1. Field of the Invention
The present invention generally relates to an apparatus and a method for plating an Nd—Fe—B magnet.
2. Description of the Prior Art
New Nd—Fe—B magnets are considered as third generation rare-earth material since 1983. The Nd—Fe—B magnets are materials that have magnetic properties and include a main phase of Nd2Fe14B and a grain boundary phase of rich neodymium. The Nd—Fe—B magnets also have a poor resistance to corrosion. In addition, the magnetic properties of the Nd—Fe—B magnets can be easily affected by temperature fluctuation. Vacuum evaporation plating method can be used to deposit an anti-corrosion film of metal and/or other functional films on the surface of the Nd—Fe—B magnets. The vacuum evaporation plating method is safe, clean, and provides little damages to the Nd—Fe—B magnets.
Currently methods such as multi-arc ion plating, magnetron sputtering, and multi-arc magnetron sputtering are used to deposit the anti-corrosion film and/or other functional films on the surface of the Nd—Fe—B magnets. However, the methods place large limitations on the target source material because the target source material should be a non-magnetic material. In addition, the methods also have a low the target source material utilization rate which can be very costly when used to plate precious metals.
A metal film can be deposited on the surface of the Nd—Fe—B magnet using the vacuum evaporation plating method. During the vacuum evaporation plating, the utilization rate of the target source material is higher than multi-arc ion plating, magnetron sputtering, and multi-arc magnetron sputtering. However, for target source materials that have high melting points, high temperatures in the vacuum chamber during the vacuum evaporation plating can cause the magnetic materials in the Nd—Fe—B magnets to deteriorate thereby reduces the magnetic properties for the Nd—Fe—B magnets.
Such an apparatus is disclosed in Published Korean Patent Application KR100701267 B1 which discloses a pulse arc generating apparatus. The apparatus includes a furnace defining a vacuum chamber. An anode being elongated is disposed in the vacuum chamber of the furnace. A cathode being elongated is disposed in the vacuum chamber of the furnace and spaced from the anode for plating an Nd—Fe—B magnet. At least one target source holder is disposed in the vacuum chamber, supporting the anode and the cathode in parallel and spaced relationship to one another, and between and spaced apart from the cathode and the anode for receiving a target source material to coat the Nd—Fe—B magnet. A power source is electrically connected to the cathode and the anode for cleaning and vaporizing the target source material and to plate the target source material onto the Nd—Fe—B magnet.

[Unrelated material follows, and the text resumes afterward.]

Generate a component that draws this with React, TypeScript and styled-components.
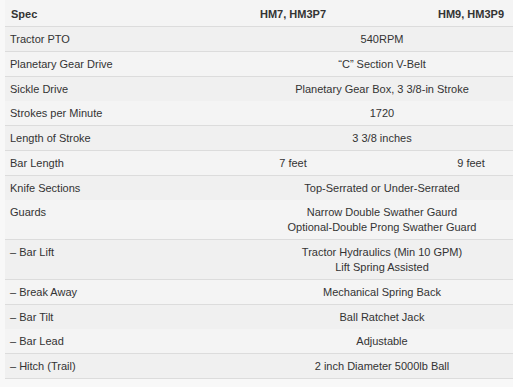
import React from "react";
import styled, { createGlobalStyle } from "styled-components";

const Global = createGlobalStyle`
  html, body {
    margin: 0;
    padding: 0;
    background: #f8f8f8;
    overflow: hidden;
  }
  body {
    font-family: "Liberation Sans", Arial, sans-serif;
    font-size: 11px;
    color: #333333;
  }
`;

const Page = styled.div`
  width: 513px;
  height: 387px;
  overflow: hidden;
  padding-left: 5px;
  box-sizing: border-box;
`;

const Table = styled.div`
  width: 555px;
  display: flex;
  flex-direction: column;
  border-bottom: 1px solid #dcdcdc;
`;

const Row = styled.div<{ $shade: string; $noBorder?: boolean }>`
  display: grid;
  grid-template-columns: 199px 178px 178px;
  background: ${(p) => p.$shade};
  border-top: ${(p) => (p.$noBorder ? "none" : "1px solid #dcdcdc")};
`;

const HeaderRow = styled.div`
  display: grid;
  grid-template-columns: 199px 178px 178px;
  background: #f4f4f4;
`;

const HeadCell = styled.div<{ $center?: boolean }>`
  padding: 7px 6px 4px;
  line-height: 15px;
  font-weight: bold;
  text-align: ${(p) => (p.$center ? "center" : "left")};
`;

const Label = styled.div`
  padding: 5px 5px 4px;
  line-height: 15px;
`;

const Value = styled.div<{ $span?: boolean }>`
  padding: 5px 5px 4px;
  line-height: 15px;
  text-align: center;
  grid-column: ${(p) => (p.$span ? "span 2" : "auto")};
`;

type Spec = {
  label: string;
  values: string[][];
  noBorder?: boolean;
};

const specs: Spec[] = [
  { label: "Tractor PTO", values: [["540RPM"]] },
  { label: "Planetary Gear Drive", values: [["“C” Section V-Belt"]] },
  { label: "Sickle Drive", values: [["Planetary Gear Box, 3 3/8-in Stroke"]] },
  { label: "Strokes per Minute", values: [["1720"]], noBorder: true },
  { label: "Length of Stroke", values: [["3 3/8 inches"]] },
  { label: "Bar Length", values: [["7 feet"], ["9 feet"]] },
  { label: "Knife Sections", values: [["Top-Serrated or Under-Serrated"]] },
  {
    label: "Guards",
    values: [["Narrow Double Swather Gaurd", "Optional-Double Prong Swather Guard"]],
    noBorder: true,
  },
  {
    label: "– Bar Lift",
    values: [["Tractor Hydraulics (Min 10 GPM)", "Lift Spring Assisted"]],
  },
  { label: "– Break Away", values: [["Mechanical Spring Back"]] },
  { label: "– Bar Tilt", values: [["Ball Ratchet Jack"]] },
  { label: "– Bar Lead", values: [["Adjustable"]], noBorder: true },
  { label: "– Hitch (Trail)", values: [["2 inch Diameter 5000lb Ball"]] },
];

export default function App() {
  return (
    <>
      <Global />
      <Page>
        <Table>
          <HeaderRow>
            <HeadCell>Spec</HeadCell>
            <HeadCell $center>HM7, HM3P7</HeadCell>
            <HeadCell $center>HM9, HM3P9</HeadCell>
          </HeaderRow>
          {specs.map((s, i) => (
            <Row
              key={s.label}
              $shade={i % 2 === 0 ? "#f0f0f0" : "#f4f4f4"}
              $noBorder={s.noBorder}
            >
              <Label>{s.label}</Label>
              {s.values.map((lines, j) => (
                <Value key={j} $span={s.values.length === 1}>
                  {lines.map((l, k) => (
                    <div key={k}>{l}</div>
                  ))}
                </Value>
              ))}
            </Row>
          ))}
        </Table>
      </Page>
    </>
  );
}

Such a method is disclosed in Published Chinese Patent CN 100582290C. The method includes a step of removing grease from an Nd—Fe—B magnet to produce a purified Nd—Fe—B magnet. The next step of the method is disposing a target source material of metal on at least one target source holder and disposing the purified Nd—Fe—B magnet on a cathode in a vacuum chamber of a furnace opposite of the least one target source holder. After disposing the target source material on the at least one target source holder and the purified Nd—Fe—B magnet on the cathode, the target source material of metal is deposited on the purified Nd—Fe—B magnet to produce a coated Nd—Fe—B magnet.